Cosmic magnetic fields – as observed in the Universe, in galactic dynamos, and in the Milky Way

Abstract

Cosmic magnetism has that exotic “Je ne sais quoi”! Magnetism has been observed in various objects, located near the edge of the Universe and all the way down to the Milky Way's center. The observed magnetic field can take the cell-type shape in randomly-oriented large blobs found in intracluster gas or outside of clusters of galaxies, the helix shape in synchrotron jets, the longitudinal shape in ram-pressured shocks in radio lobes near elliptical galaxies, the spiral shape of logarithmic arms in spiral galaxies, or the egg shape of an enlarged interstellar bubble. In strength, the magnetic field varies from 0.1 nG (cosmological), to 20 μG (galaxies, jets, superbubbles), and to 1 mG in the Milky Way filaments.

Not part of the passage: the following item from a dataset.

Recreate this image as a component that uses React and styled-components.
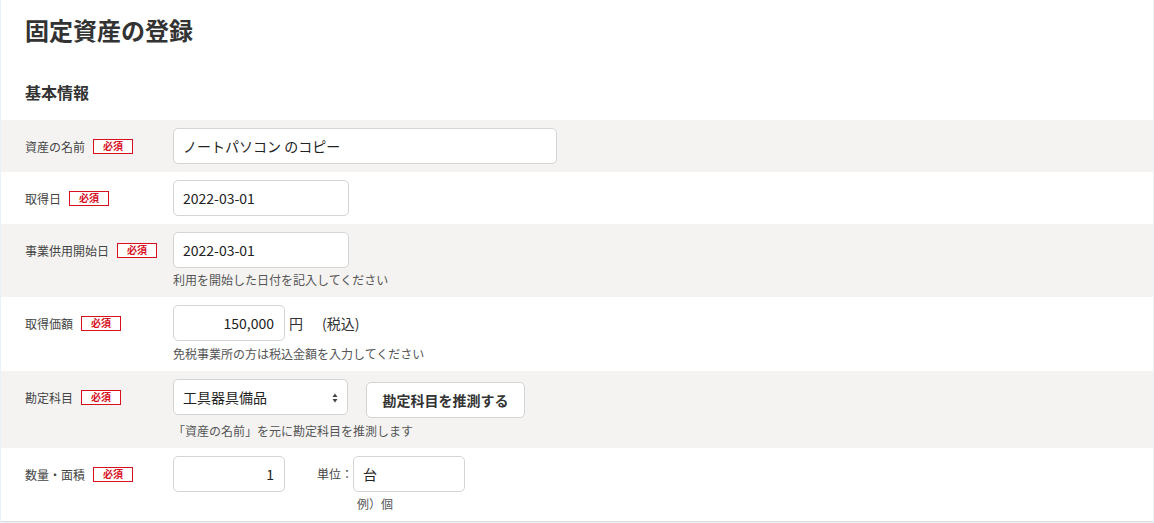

Magnetism plays a small physical role in the formation of large structures. It acts as a tracer of the dynamical histories of cosmological and intracluster events, it guides the motion of the interstellar ionised gas, and it aligns the charged dust particles. Batteries and dynamos are often employed in models to create and amplify seed magnetic fields. Starting soon after the Big Bang (redshift z>2000), this review covers the cosmological background surface (z≈1100, distance ≈4.3 Gpc), the epoch of first stars (z≈20; distance ≈4.1 Gpc), the currently observable Universe (z≈10, distance ≈3.9 Gpc), superclusters of galaxies (size ≈50 Mpc), intracluster gas (size ≈10 Mpc), galaxies (≈30 kpc), spiral arms (≈10 kpc), interstellar superbubbles (≈100 pc), synchrotron filaments (≈10 pc), and the Milky Way's center.

Introduction

Magnetism always had a mysterious appeal, a “Je ne sais quoi”! The goal of this review is to focus on what is important about magnetism in each type of objects in the Universe, summarizing the main results of our observational knowledge on magnetism, and the main interpretive model in each type of objects.

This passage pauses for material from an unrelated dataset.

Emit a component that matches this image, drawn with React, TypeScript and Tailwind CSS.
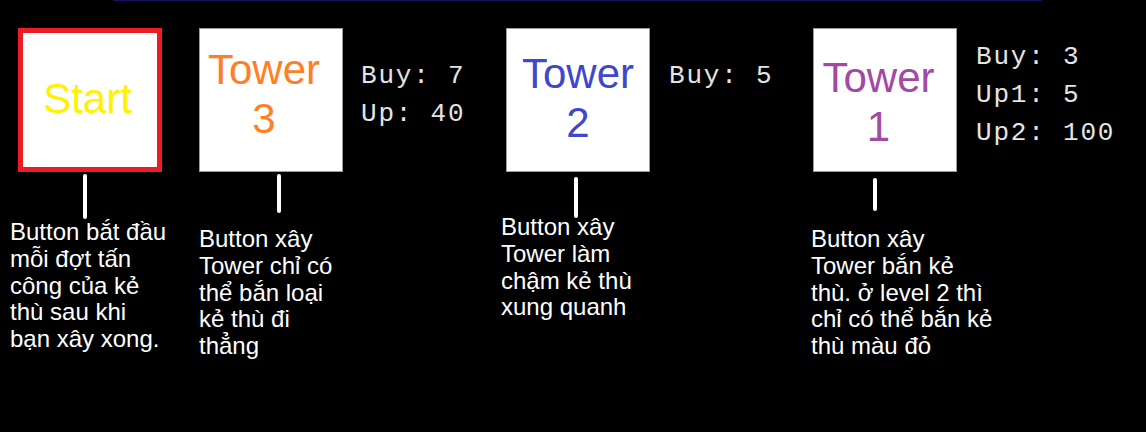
import React from "react";

const mono = { fontFamily: '"Liberation Mono", "Courier New", monospace' };
const sans = { fontFamily: '"Liberation Sans", Arial, sans-serif' };

function Stats({ lines, className }: { lines: string[]; className: string }) {
  return (
    <div className={`text-[26px] tracking-[1.8px] leading-[38px] text-[#e4e4e4] whitespace-pre ${className}`} style={mono}>
      {lines.map((l, i) => (
        <div key={i}>{l}</div>
      ))}
    </div>
  );
}

function TowerBox({ label, num, color, pad }: { label: string; num: string; color: string; pad: string }) {
  return (
    <div className={`w-[144px] h-[144px] shrink-0 bg-white border border-[#9a9a9a] flex flex-col items-center text-[42px] leading-[49px] ${pad} ${color}`} style={sans}>
      <div>{label}</div>
      <div>{num}</div>
    </div>
  );
}

function Desc({ lines, className }: { lines: string[]; className: string }) {
  return (
    <div className={`text-white text-[24px] leading-[26.8px] whitespace-nowrap ${className}`} style={sans}>
      {lines.map((l, i) => (
        <div key={i}>{l}</div>
      ))}
    </div>
  );
}

export default function App() {
  return (
    <div className="w-[1146px] h-[432px] bg-black overflow-hidden">
      <div className="ml-[113px] w-[929px] h-px bg-[#12125e]" />
      <div className="flex items-start mt-[27px]">
        <div className="ml-[18px] w-[144px] h-[144px] shrink-0 bg-white border-[5px] border-[#ec1c24] flex items-center justify-center pb-[4px] pr-[5px] text-[42px] text-[#fff200]" style={sans}>
          Start
        </div>
        <div className="ml-[37px]">
          <TowerBox label="Tower" num="3" color="text-[#ff7f27]" pad="pt-[16px] pr-[14px]" />
        </div>
        <Stats lines={["Buy: 7", "Up: 40"]} className="ml-[18px] w-[145px] mt-[29px]" />
        <TowerBox label="Tower" num="2" color="text-[#3f48cc]" pad="pt-[20px]" />
        <Stats lines={["Buy: 5"]} className="ml-[19px] w-[144px] mt-[29px]" />
        <TowerBox label="Tower" num="1" color="text-[#a349a4]" pad="pt-[24px] pr-[13px]" />
        <Stats lines={["Buy: 3", "Up1: 5", "Up2: 100"]} className="ml-[19px] mt-[10px]" />
      </div>
      <div className="flex items-start">
        <div className="ml-[10px] w-[189px] flex flex-col items-start">
          <div className="ml-[73px] mt-[2px] w-[4px] h-[45px] rounded-full bg-white" />
          <Desc lines={["Button bắt đầu", "mỗi đợt tấn", "công của kẻ", "thù sau khi", "bạn xây xong."]} className="mt-0" />
        </div>
        <div className="w-[302px] flex flex-col items-start">
          <div className="ml-[78px] mt-[2px] w-[4px] h-[39px] rounded-full bg-white" />
          <Desc lines={["Button xây", "Tower chỉ có", "thể bắn loại", "kẻ thù đi", "thẳng"]} className="mt-[13px]" />
        </div>
        <div className="w-[310px] flex flex-col items-start">
          <div className="ml-[73px] mt-[5px] w-[4px] h-[41px] rounded-full bg-white" />
          <Desc lines={["Button xây", "Tower làm", "chậm kẻ thù", "xung quanh"]} className="mt-[-4px]" />
        </div>
        <div className="flex flex-col items-start">
          <div className="ml-[62px] mt-[6px] w-[4px] h-[33px] rounded-full bg-white" />
          <Desc lines={["Button xây", "Tower bắn kẻ", "thù. ở level 2 thì", "chỉ có thể bắn kẻ", "thù màu đỏ"]} className="mt-[15px]" />
        </div>
      </div>
    </div>
  );
}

Here, this observational approach emphasizes the discoveries, moving from Nature to interpretations. Earlier reviews with a similar approach on magnetism have been given for the Milky Way (e.g., Vallée, 1997a; Heiles, 1996a, Heiles, 1996b; Wielebinski, 1995) and for nearby spiral galaxies and cosmology (e.g., Han and Wielebinski, 2002; Vallée, 1997b; Beck et al., 1996; Kronberg, 1994; Vallée, 1984a).

Elsewhere, other reviews have used a theoretical approach, moving from theoretical expectations to Nature. Such reviews were made on nearby galaxies and cosmology (e.g., Widrow, 2002; Kulsrud, 1999; Lesch and Chiba, 1997; Zweibel, 1996; Kahn and Brett, 1993; Ferrière, 1993a, Ferrière, 1993b; Parker, 1992; Kahn, 1992; Asseo and Sol, 1987).

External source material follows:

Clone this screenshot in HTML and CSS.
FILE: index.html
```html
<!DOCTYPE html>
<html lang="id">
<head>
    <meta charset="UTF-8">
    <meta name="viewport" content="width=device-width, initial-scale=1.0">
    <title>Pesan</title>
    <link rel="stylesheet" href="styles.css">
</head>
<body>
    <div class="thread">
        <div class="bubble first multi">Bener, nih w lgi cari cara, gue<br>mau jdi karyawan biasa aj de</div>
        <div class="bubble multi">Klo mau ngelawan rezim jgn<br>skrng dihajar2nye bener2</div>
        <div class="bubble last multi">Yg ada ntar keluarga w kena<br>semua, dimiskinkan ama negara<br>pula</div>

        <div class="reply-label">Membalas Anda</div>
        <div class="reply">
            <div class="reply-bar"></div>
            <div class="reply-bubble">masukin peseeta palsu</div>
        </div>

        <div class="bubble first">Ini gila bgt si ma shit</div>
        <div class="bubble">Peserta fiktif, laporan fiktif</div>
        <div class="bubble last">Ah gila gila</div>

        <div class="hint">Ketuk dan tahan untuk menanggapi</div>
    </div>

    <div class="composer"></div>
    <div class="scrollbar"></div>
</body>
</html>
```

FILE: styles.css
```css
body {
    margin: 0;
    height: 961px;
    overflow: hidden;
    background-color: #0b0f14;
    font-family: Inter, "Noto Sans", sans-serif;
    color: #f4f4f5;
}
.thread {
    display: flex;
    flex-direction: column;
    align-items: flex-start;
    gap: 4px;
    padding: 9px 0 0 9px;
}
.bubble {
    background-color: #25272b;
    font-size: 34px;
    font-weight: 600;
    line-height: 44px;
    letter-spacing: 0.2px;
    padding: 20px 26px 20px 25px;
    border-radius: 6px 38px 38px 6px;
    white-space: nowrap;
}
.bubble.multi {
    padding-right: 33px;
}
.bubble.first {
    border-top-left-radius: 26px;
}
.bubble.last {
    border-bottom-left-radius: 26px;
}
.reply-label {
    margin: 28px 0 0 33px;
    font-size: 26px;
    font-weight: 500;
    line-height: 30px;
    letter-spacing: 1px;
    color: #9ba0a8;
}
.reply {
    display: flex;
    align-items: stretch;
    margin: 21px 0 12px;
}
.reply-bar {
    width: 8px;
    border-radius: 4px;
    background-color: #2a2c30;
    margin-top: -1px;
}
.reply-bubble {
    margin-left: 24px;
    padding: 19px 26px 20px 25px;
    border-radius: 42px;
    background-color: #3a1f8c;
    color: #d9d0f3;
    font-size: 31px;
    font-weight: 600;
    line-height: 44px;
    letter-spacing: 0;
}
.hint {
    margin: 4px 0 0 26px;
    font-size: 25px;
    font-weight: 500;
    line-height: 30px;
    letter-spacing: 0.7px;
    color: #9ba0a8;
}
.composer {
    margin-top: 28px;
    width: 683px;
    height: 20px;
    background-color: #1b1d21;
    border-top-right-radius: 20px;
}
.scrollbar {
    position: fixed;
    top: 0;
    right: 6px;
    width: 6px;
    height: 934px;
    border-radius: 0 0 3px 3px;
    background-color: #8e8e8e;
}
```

Conversion between units. For magnetic strength conversion, one has 1 μT=10 mG (or 1 T=10⁴ G). For distance conversion, one has 1 pc=3.2 light-years=3.1 × 10¹⁶ m. For interstellar distances, I use R₀=7.5 kiloparsec for the distance of the Sun to the Milky Way's galactic center. For cosmological distances, I use a Hubble parameter H₀=70 km/s/Mpc and a deceleration parameter q₀=1. Hence a redshift z of light corresponds to a rough distance $\text{D=[c/H}{}_0\text{]z/[1+z]=(4286}\text{Mpc}\text{)z[1+z]}{}^{\mathrm{-1}}$, so for z=1400 one gets D≈4.3 gigaparsecs (e.g., Harrison, 1993).

This review starts with magnetic effects inferred from astroparticles at different energies (Section 2), then discusses magnetic techniques employed at different electromagnetic wavelengths (Section 3), and continues with a summary of our knowledge of magnetism in objects from the largest ones down to those with a size of 10 pc (4 Cosmological scales, 5 Universal scales, 6 Superclusters and voids, 7 Elliptical galaxies, quasars, 8 Spiral galaxies, Seyfert galaxies, 9 Irregular galaxies, and small compact galaxies, 10 The Milky Way as a whole, 11 Interstellar superbubbles and supershells (50–500 pc), 12 Large interstellar objects in our Galaxy, 13 The center of the Milky Way galaxy (∼7.5 kpc away)). Magnetism in much smaller objects was recently reviewed in Vallée (2003).